Each entry below is to be given again word for word, with no pictures.

--- Recorded data ---

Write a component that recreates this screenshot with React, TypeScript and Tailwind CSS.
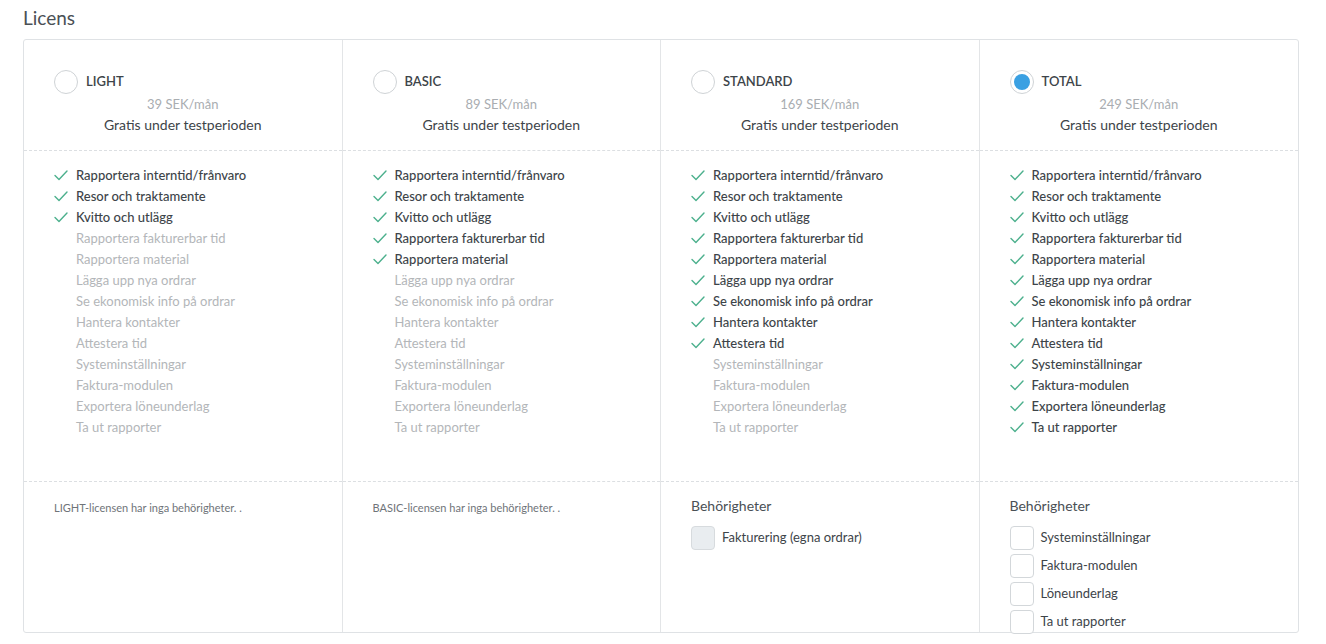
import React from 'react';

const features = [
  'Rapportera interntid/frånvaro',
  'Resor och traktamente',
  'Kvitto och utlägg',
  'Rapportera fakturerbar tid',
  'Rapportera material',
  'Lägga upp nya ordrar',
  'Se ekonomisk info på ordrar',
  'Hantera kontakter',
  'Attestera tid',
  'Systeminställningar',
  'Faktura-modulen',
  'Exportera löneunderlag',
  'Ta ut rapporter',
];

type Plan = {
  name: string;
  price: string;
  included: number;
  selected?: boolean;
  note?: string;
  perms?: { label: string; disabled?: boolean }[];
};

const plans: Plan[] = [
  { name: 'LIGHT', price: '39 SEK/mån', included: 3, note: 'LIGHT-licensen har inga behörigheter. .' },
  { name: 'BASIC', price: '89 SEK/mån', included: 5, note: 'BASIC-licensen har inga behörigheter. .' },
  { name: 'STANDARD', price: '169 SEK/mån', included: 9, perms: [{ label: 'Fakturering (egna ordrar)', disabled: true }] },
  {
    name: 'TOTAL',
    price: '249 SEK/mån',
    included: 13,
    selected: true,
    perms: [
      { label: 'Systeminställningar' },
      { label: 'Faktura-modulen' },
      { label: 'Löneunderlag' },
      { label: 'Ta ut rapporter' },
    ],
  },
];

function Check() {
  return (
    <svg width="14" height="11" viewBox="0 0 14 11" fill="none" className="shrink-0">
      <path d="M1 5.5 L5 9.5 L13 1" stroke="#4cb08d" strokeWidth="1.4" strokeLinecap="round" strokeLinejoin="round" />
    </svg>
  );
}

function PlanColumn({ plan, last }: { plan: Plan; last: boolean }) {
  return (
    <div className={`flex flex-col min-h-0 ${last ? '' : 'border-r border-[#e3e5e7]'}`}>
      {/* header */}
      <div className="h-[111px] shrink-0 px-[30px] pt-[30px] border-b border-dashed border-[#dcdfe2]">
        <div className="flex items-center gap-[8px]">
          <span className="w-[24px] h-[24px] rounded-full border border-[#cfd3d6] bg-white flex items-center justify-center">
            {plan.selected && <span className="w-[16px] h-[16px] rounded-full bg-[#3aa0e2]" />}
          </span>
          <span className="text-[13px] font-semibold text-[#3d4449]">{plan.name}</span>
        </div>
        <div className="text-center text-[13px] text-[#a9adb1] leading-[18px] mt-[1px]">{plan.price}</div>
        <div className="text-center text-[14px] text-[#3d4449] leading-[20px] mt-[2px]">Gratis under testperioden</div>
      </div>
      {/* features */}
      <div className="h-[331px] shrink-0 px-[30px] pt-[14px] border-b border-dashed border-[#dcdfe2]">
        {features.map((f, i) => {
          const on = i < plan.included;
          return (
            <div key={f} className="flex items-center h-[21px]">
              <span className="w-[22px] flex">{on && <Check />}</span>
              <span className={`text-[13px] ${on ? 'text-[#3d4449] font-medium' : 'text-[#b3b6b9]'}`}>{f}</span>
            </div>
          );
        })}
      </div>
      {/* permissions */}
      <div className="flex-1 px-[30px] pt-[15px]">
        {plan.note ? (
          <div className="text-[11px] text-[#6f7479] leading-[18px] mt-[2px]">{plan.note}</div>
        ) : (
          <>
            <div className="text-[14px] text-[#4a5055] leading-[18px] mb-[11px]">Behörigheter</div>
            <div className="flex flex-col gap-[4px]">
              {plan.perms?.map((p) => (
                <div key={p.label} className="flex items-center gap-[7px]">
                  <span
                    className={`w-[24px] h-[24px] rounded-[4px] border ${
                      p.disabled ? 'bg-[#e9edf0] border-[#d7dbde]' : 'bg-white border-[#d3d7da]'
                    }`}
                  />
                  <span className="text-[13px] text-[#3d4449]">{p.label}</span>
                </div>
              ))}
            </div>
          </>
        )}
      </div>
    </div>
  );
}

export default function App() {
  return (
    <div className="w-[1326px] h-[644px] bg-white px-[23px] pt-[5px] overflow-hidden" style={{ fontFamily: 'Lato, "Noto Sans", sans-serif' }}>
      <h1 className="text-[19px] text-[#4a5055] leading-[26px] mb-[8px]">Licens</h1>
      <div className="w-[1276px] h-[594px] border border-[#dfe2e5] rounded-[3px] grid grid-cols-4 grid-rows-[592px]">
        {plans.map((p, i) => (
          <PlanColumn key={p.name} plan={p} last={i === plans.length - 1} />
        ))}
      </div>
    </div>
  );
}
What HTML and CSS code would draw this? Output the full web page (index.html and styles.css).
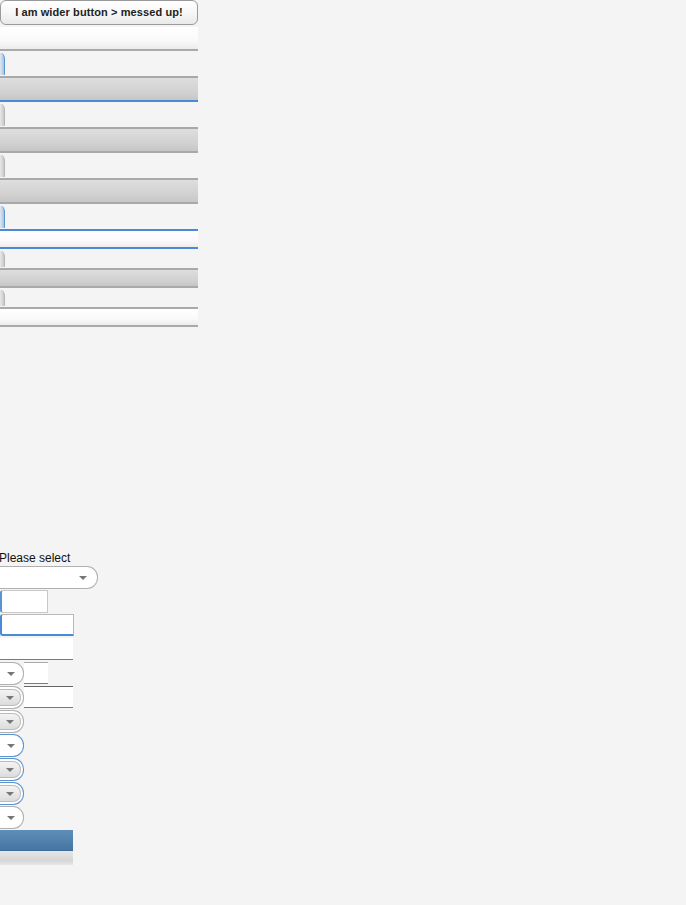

---

**Response to this task**
Write a component that recreates this screenshot with React, TypeScript and Tailwind CSS.
import React from 'react';

const features = [
  'Rapportera interntid/frånvaro',
  'Resor och traktamente',
  'Kvitto och utlägg',
  'Rapportera fakturerbar tid',
  'Rapportera material',
  'Lägga upp nya ordrar',
  'Se ekonomisk info på ordrar',
  'Hantera kontakter',
  'Attestera tid',
  'Systeminställningar',
  'Faktura-modulen',
  'Exportera löneunderlag',
  'Ta ut rapporter',
];

type Plan = {
  name: string;
  price: string;
  included: number;
  selected?: boolean;
  note?: string;
  perms?: { label: string; disabled?: boolean }[];
};

const plans: Plan[] = [
  { name: 'LIGHT', price: '39 SEK/mån', included: 3, note: 'LIGHT-licensen har inga behörigheter. .' },
  { name: 'BASIC', price: '89 SEK/mån', included: 5, note: 'BASIC-licensen har inga behörigheter. .' },
  { name: 'STANDARD', price: '169 SEK/mån', included: 9, perms: [{ label: 'Fakturering (egna ordrar)', disabled: true }] },
  {
    name: 'TOTAL',
    price: '249 SEK/mån',
    included: 13,
    selected: true,
    perms: [
      { label: 'Systeminställningar' },
      { label: 'Faktura-modulen' },
      { label: 'Löneunderlag' },
      { label: 'Ta ut rapporter' },
    ],
  },
];

function Check() {
  return (
    <svg width="14" height="11" viewBox="0 0 14 11" fill="none" className="shrink-0">
      <path d="M1 5.5 L5 9.5 L13 1" stroke="#4cb08d" strokeWidth="1.4" strokeLinecap="round" strokeLinejoin="round" />
    </svg>
  );
}

function PlanColumn({ plan, last }: { plan: Plan; last: boolean }) {
  return (
    <div className={`flex flex-col min-h-0 ${last ? '' : 'border-r border-[#e3e5e7]'}`}>
      {/* header */}
      <div className="h-[111px] shrink-0 px-[30px] pt-[30px] border-b border-dashed border-[#dcdfe2]">
        <div className="flex items-center gap-[8px]">
          <span className="w-[24px] h-[24px] rounded-full border border-[#cfd3d6] bg-white flex items-center justify-center">
            {plan.selected && <span className="w-[16px] h-[16px] rounded-full bg-[#3aa0e2]" />}
          </span>
          <span className="text-[13px] font-semibold text-[#3d4449]">{plan.name}</span>
        </div>
        <div className="text-center text-[13px] text-[#a9adb1] leading-[18px] mt-[1px]">{plan.price}</div>
        <div className="text-center text-[14px] text-[#3d4449] leading-[20px] mt-[2px]">Gratis under testperioden</div>
      </div>
      {/* features */}
      <div className="h-[331px] shrink-0 px-[30px] pt-[14px] border-b border-dashed border-[#dcdfe2]">
        {features.map((f, i) => {
          const on = i < plan.included;
          return (
            <div key={f} className="flex items-center h-[21px]">
              <span className="w-[22px] flex">{on && <Check />}</span>
              <span className={`text-[13px] ${on ? 'text-[#3d4449] font-medium' : 'text-[#b3b6b9]'}`}>{f}</span>
            </div>
          );
        })}
      </div>
      {/* permissions */}
      <div className="flex-1 px-[30px] pt-[15px]">
        {plan.note ? (
          <div className="text-[11px] text-[#6f7479] leading-[18px] mt-[2px]">{plan.note}</div>
        ) : (
          <>
            <div className="text-[14px] text-[#4a5055] leading-[18px] mb-[11px]">Behörigheter</div>
            <div className="flex flex-col gap-[4px]">
              {plan.perms?.map((p) => (
                <div key={p.label} className="flex items-center gap-[7px]">
                  <span
                    className={`w-[24px] h-[24px] rounded-[4px] border ${
                      p.disabled ? 'bg-[#e9edf0] border-[#d7dbde]' : 'bg-white border-[#d3d7da]'
                    }`}
                  />
                  <span className="text-[13px] text-[#3d4449]">{p.label}</span>
                </div>
              ))}
            </div>
          </>
        )}
      </div>
    </div>
  );
}

export default function App() {
  return (
    <div className="w-[1326px] h-[644px] bg-white px-[23px] pt-[5px] overflow-hidden" style={{ fontFamily: 'Lato, "Noto Sans", sans-serif' }}>
      <h1 className="text-[19px] text-[#4a5055] leading-[26px] mb-[8px]">Licens</h1>
      <div className="w-[1276px] h-[594px] border border-[#dfe2e5] rounded-[3px] grid grid-cols-4 grid-rows-[592px]">
        {plans.map((p, i) => (
          <PlanColumn key={p.name} plan={p} last={i === plans.length - 1} />
        ))}
      </div>
    </div>
  );
}
What HTML and CSS code would draw this? Output the full web page (index.html and styles.css).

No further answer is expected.